Written problem ▸
Take the entries that follow and return only the lines from the one with "Write a component" through the final line, leaving every picture behind.

-=-=-

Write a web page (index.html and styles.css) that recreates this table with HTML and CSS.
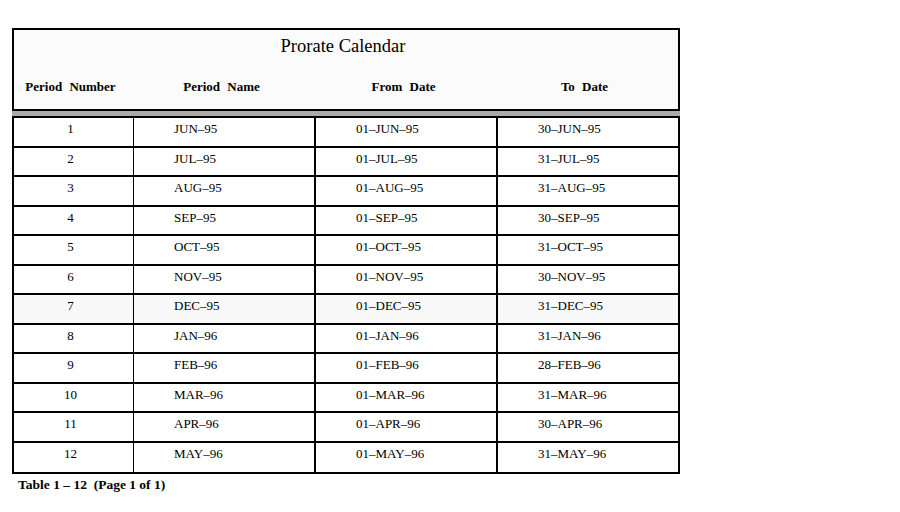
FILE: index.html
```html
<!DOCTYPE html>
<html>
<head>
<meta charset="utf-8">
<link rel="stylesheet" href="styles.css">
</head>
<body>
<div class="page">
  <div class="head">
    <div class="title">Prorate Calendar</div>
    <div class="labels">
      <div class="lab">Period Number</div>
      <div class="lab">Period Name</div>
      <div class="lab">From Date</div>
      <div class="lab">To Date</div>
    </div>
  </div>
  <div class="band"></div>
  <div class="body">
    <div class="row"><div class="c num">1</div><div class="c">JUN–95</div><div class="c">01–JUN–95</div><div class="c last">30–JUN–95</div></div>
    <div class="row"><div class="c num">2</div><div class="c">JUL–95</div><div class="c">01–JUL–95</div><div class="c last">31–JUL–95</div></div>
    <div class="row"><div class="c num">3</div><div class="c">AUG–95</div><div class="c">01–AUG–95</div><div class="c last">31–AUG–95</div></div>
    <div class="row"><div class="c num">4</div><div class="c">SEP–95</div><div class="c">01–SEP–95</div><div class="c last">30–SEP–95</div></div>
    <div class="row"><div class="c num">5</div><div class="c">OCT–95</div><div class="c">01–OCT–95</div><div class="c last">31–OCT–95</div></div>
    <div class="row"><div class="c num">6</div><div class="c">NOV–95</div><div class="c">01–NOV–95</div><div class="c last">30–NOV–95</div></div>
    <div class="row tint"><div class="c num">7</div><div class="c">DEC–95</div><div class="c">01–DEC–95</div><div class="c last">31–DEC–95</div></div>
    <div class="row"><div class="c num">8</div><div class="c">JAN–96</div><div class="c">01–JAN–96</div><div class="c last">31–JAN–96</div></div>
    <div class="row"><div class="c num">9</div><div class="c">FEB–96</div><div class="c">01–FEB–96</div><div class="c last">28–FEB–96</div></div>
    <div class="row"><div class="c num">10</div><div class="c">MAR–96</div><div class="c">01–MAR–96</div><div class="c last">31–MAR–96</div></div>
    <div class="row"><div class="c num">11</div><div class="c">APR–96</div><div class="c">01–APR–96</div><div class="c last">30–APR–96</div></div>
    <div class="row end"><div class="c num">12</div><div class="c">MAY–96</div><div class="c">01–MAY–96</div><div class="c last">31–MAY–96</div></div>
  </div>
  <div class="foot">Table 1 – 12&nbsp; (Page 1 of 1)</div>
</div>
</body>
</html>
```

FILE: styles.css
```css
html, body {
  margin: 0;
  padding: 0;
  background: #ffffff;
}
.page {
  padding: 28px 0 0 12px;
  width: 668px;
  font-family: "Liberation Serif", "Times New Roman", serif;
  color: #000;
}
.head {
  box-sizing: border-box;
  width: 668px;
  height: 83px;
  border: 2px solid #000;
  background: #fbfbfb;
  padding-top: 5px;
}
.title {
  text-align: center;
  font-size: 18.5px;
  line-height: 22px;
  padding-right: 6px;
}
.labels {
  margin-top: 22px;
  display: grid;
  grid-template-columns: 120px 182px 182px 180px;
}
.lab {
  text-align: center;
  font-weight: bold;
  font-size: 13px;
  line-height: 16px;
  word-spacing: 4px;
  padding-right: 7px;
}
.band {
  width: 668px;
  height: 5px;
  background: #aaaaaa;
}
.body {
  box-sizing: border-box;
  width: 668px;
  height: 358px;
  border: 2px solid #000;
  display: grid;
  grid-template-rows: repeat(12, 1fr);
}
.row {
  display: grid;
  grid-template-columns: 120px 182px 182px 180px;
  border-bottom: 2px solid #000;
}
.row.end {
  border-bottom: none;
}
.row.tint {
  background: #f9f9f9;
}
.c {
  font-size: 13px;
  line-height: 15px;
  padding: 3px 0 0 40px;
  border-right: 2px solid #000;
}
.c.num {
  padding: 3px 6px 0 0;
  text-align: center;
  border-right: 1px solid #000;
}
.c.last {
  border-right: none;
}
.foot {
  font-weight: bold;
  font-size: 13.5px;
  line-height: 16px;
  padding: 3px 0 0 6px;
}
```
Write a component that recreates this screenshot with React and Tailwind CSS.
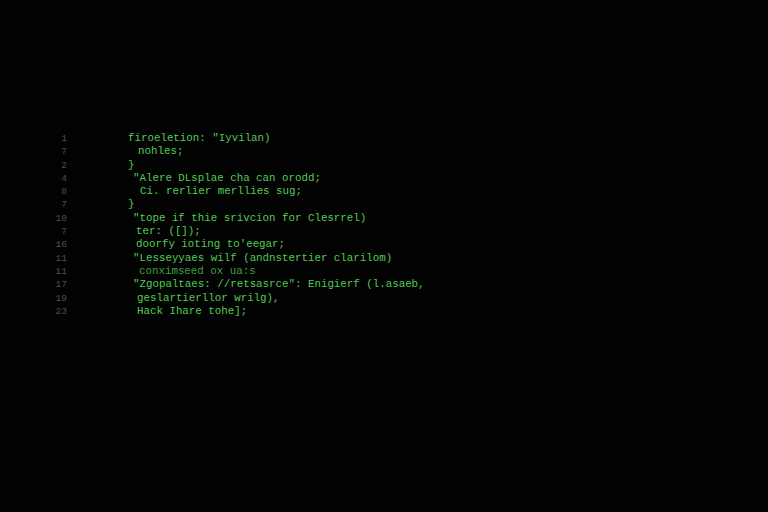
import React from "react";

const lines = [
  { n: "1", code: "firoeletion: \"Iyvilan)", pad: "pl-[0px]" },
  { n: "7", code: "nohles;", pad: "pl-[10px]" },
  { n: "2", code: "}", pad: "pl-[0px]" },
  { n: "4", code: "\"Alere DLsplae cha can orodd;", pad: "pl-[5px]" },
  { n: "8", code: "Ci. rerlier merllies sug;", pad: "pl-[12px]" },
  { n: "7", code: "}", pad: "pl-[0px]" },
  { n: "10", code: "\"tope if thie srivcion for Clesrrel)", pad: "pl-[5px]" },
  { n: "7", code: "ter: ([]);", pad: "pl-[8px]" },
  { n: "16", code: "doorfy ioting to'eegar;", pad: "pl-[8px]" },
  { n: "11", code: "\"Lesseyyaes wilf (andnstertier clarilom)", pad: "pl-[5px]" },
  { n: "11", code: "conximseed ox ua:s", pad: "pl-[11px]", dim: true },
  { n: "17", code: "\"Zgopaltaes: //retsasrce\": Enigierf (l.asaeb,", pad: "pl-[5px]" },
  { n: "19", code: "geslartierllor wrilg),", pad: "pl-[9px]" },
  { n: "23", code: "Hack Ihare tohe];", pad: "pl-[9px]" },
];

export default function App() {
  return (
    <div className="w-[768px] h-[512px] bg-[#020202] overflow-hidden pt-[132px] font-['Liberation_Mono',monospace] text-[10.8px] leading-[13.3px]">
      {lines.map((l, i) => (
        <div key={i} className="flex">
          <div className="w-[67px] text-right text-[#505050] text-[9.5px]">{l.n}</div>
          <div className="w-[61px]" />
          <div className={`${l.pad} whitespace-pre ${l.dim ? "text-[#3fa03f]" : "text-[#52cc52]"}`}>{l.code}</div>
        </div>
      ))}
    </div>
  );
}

-=-=-

Written response ▸
Write a component that recreates this screenshot with React and Tailwind CSS.
import React from "react";

const lines = [
  { n: "1", code: "firoeletion: \"Iyvilan)", pad: "pl-[0px]" },
  { n: "7", code: "nohles;", pad: "pl-[10px]" },
  { n: "2", code: "}", pad: "pl-[0px]" },
  { n: "4", code: "\"Alere DLsplae cha can orodd;", pad: "pl-[5px]" },
  { n: "8", code: "Ci. rerlier merllies sug;", pad: "pl-[12px]" },
  { n: "7", code: "}", pad: "pl-[0px]" },
  { n: "10", code: "\"tope if thie srivcion for Clesrrel)", pad: "pl-[5px]" },
  { n: "7", code: "ter: ([]);", pad: "pl-[8px]" },
  { n: "16", code: "doorfy ioting to'eegar;", pad: "pl-[8px]" },
  { n: "11", code: "\"Lesseyyaes wilf (andnstertier clarilom)", pad: "pl-[5px]" },
  { n: "11", code: "conximseed ox ua:s", pad: "pl-[11px]", dim: true },
  { n: "17", code: "\"Zgopaltaes: //retsasrce\": Enigierf (l.asaeb,", pad: "pl-[5px]" },
  { n: "19", code: "geslartierllor wrilg),", pad: "pl-[9px]" },
  { n: "23", code: "Hack Ihare tohe];", pad: "pl-[9px]" },
];

export default function App() {
  return (
    <div className="w-[768px] h-[512px] bg-[#020202] overflow-hidden pt-[132px] font-['Liberation_Mono',monospace] text-[10.8px] leading-[13.3px]">
      {lines.map((l, i) => (
        <div key={i} className="flex">
          <div className="w-[67px] text-right text-[#505050] text-[9.5px]">{l.n}</div>
          <div className="w-[61px]" />
          <div className={`${l.pad} whitespace-pre ${l.dim ? "text-[#3fa03f]" : "text-[#52cc52]"}`}>{l.code}</div>
        </div>
      ))}
    </div>
  );
}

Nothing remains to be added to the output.